* _DATA EXTRACT_
════════════════
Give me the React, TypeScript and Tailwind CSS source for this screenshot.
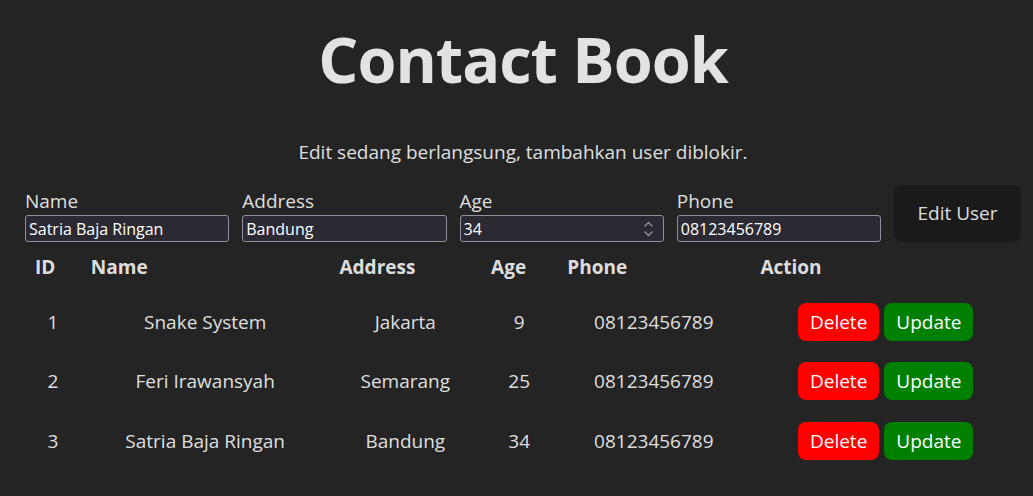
const contacts = [
  { id: 1, name: 'Snake System', address: 'Jakarta', age: 9, phone: '08123456789' },
  { id: 2, name: 'Feri Irawansyah', address: 'Semarang', age: 25, phone: '08123456789' },
  { id: 3, name: 'Satria Baja Ringan', address: 'Bandung', age: 34, phone: '08123456789' },
];

function Field({ label, value, spinner }: { label: string; value: string; spinner?: boolean }) {
  return (
    <div className="flex flex-1 flex-col">
      <label className="text-[19px] leading-[27px]">{label}</label>
      <div className="relative flex h-[27px] items-center rounded-[3px] border border-[#8f8f9d] bg-[#2b2a33] pl-[3px] text-[16px] text-white">
        <span>{value}</span>
        {spinner && (
          <svg className="absolute right-[9px] top-[5px]" width="11" height="16" viewBox="0 0 11 16" fill="none" stroke="#8f8f9d" strokeWidth="1.4">
            <path d="M1.5 5.5 L5.5 1.5 L9.5 5.5" />
            <path d="M1.5 10.5 L5.5 14.5 L9.5 10.5" />
          </svg>
        )}
      </div>
    </div>
  );
}

export default function App() {
  return (
    <div className="min-h-[496px] bg-[#242424] pl-[25px] pr-[12px] font-['Open_Sans',sans-serif] text-[rgba(255,255,255,0.87)]">
      <h1 className="pt-[14px] text-center text-[63px] font-bold leading-[90px] tracking-[-1px]">Contact Book</h1>
      <p className="mt-[35px] text-center text-[19px] leading-[27px]">Edit sedang berlangsung, tambahkan user diblokir.</p>
      <form className="mt-[19px] flex items-end gap-[13px]" onSubmit={(e) => e.preventDefault()}>
        <Field label="Name" value="Satria Baja Ringan" />
        <Field label="Address" value="Bandung" />
        <Field label="Age" value="34" spinner />
        <Field label="Phone" value="08123456789" />
        <button type="submit" className="h-[57px] w-[127px] shrink-0 rounded-[8px] bg-[#1a1a1a] text-[19px]">
          Edit User
        </button>
      </form>
      <table className="w-full border-collapse text-[19px]">
        <thead>
          <tr className="h-[51px]">
            <th className="px-[10px] text-left font-bold">ID</th>
            <th className="px-[10px] text-left font-bold">Name</th>
            <th className="px-[10px] text-left font-bold">Address</th>
            <th className="px-[10px] text-left font-bold">Age</th>
            <th className="px-[10px] text-left font-bold">Phone</th>
            <th className="px-[10px] text-left font-bold">Action</th>
          </tr>
        </thead>
        <tbody>
          {contacts.map((c) => (
            <tr key={c.id} className="h-[59.5px] text-center">
              <td className="px-[10px] pb-[2px]">{c.id}</td>
              <td className="px-[10px] pb-[2px]">{c.name}</td>
              <td className="px-[10px] pb-[2px]">{c.address}</td>
              <td className="px-[10px] pb-[2px]">{c.age}</td>
              <td className="px-[10px] pb-[2px]">{c.phone}</td>
              <td className="px-[10px] pb-[2px]">
                <div className="flex justify-center gap-[5px]">
                  <button className="h-[38px] rounded-[8px] bg-[#ff0000] px-[12px] text-white">Delete</button>
                  <button className="h-[38px] rounded-[8px] bg-[#008000] px-[12px] text-white">Update</button>
                </div>
              </td>
            </tr>
          ))}
        </tbody>
      </table>
    </div>
  );
}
════════════════
* _PROBLEM REQUIREMENTS_
Copy out all of the material exactly as written, without its pictures.

* _EXERCISE RESULT_
Give me the React, TypeScript and Tailwind CSS source for this screenshot.
const contacts = [
  { id: 1, name: 'Snake System', address: 'Jakarta', age: 9, phone: '08123456789' },
  { id: 2, name: 'Feri Irawansyah', address: 'Semarang', age: 25, phone: '08123456789' },
  { id: 3, name: 'Satria Baja Ringan', address: 'Bandung', age: 34, phone: '08123456789' },
];

function Field({ label, value, spinner }: { label: string; value: string; spinner?: boolean }) {
  return (
    <div className="flex flex-1 flex-col">
      <label className="text-[19px] leading-[27px]">{label}</label>
      <div className="relative flex h-[27px] items-center rounded-[3px] border border-[#8f8f9d] bg-[#2b2a33] pl-[3px] text-[16px] text-white">
        <span>{value}</span>
        {spinner && (
          <svg className="absolute right-[9px] top-[5px]" width="11" height="16" viewBox="0 0 11 16" fill="none" stroke="#8f8f9d" strokeWidth="1.4">
            <path d="M1.5 5.5 L5.5 1.5 L9.5 5.5" />
            <path d="M1.5 10.5 L5.5 14.5 L9.5 10.5" />
          </svg>
        )}
      </div>
    </div>
  );
}

export default function App() {
  return (
    <div className="min-h-[496px] bg-[#242424] pl-[25px] pr-[12px] font-['Open_Sans',sans-serif] text-[rgba(255,255,255,0.87)]">
      <h1 className="pt-[14px] text-center text-[63px] font-bold leading-[90px] tracking-[-1px]">Contact Book</h1>
      <p className="mt-[35px] text-center text-[19px] leading-[27px]">Edit sedang berlangsung, tambahkan user diblokir.</p>
      <form className="mt-[19px] flex items-end gap-[13px]" onSubmit={(e) => e.preventDefault()}>
        <Field label="Name" value="Satria Baja Ringan" />
        <Field label="Address" value="Bandung" />
        <Field label="Age" value="34" spinner />
        <Field label="Phone" value="08123456789" />
        <button type="submit" className="h-[57px] w-[127px] shrink-0 rounded-[8px] bg-[#1a1a1a] text-[19px]">
          Edit User
        </button>
      </form>
      <table className="w-full border-collapse text-[19px]">
        <thead>
          <tr className="h-[51px]">
            <th className="px-[10px] text-left font-bold">ID</th>
            <th className="px-[10px] text-left font-bold">Name</th>
            <th className="px-[10px] text-left font-bold">Address</th>
            <th className="px-[10px] text-left font-bold">Age</th>
            <th className="px-[10px] text-left font-bold">Phone</th>
            <th className="px-[10px] text-left font-bold">Action</th>
          </tr>
        </thead>
        <tbody>
          {contacts.map((c) => (
            <tr key={c.id} className="h-[59.5px] text-center">
              <td className="px-[10px] pb-[2px]">{c.id}</td>
              <td className="px-[10px] pb-[2px]">{c.name}</td>
              <td className="px-[10px] pb-[2px]">{c.address}</td>
              <td className="px-[10px] pb-[2px]">{c.age}</td>
              <td className="px-[10px] pb-[2px]">{c.phone}</td>
              <td className="px-[10px] pb-[2px]">
                <div className="flex justify-center gap-[5px]">
                  <button className="h-[38px] rounded-[8px] bg-[#ff0000] px-[12px] text-white">Delete</button>
                  <button className="h-[38px] rounded-[8px] bg-[#008000] px-[12px] text-white">Update</button>
                </div>
              </td>
            </tr>
          ))}
        </tbody>
      </table>
    </div>
  );
}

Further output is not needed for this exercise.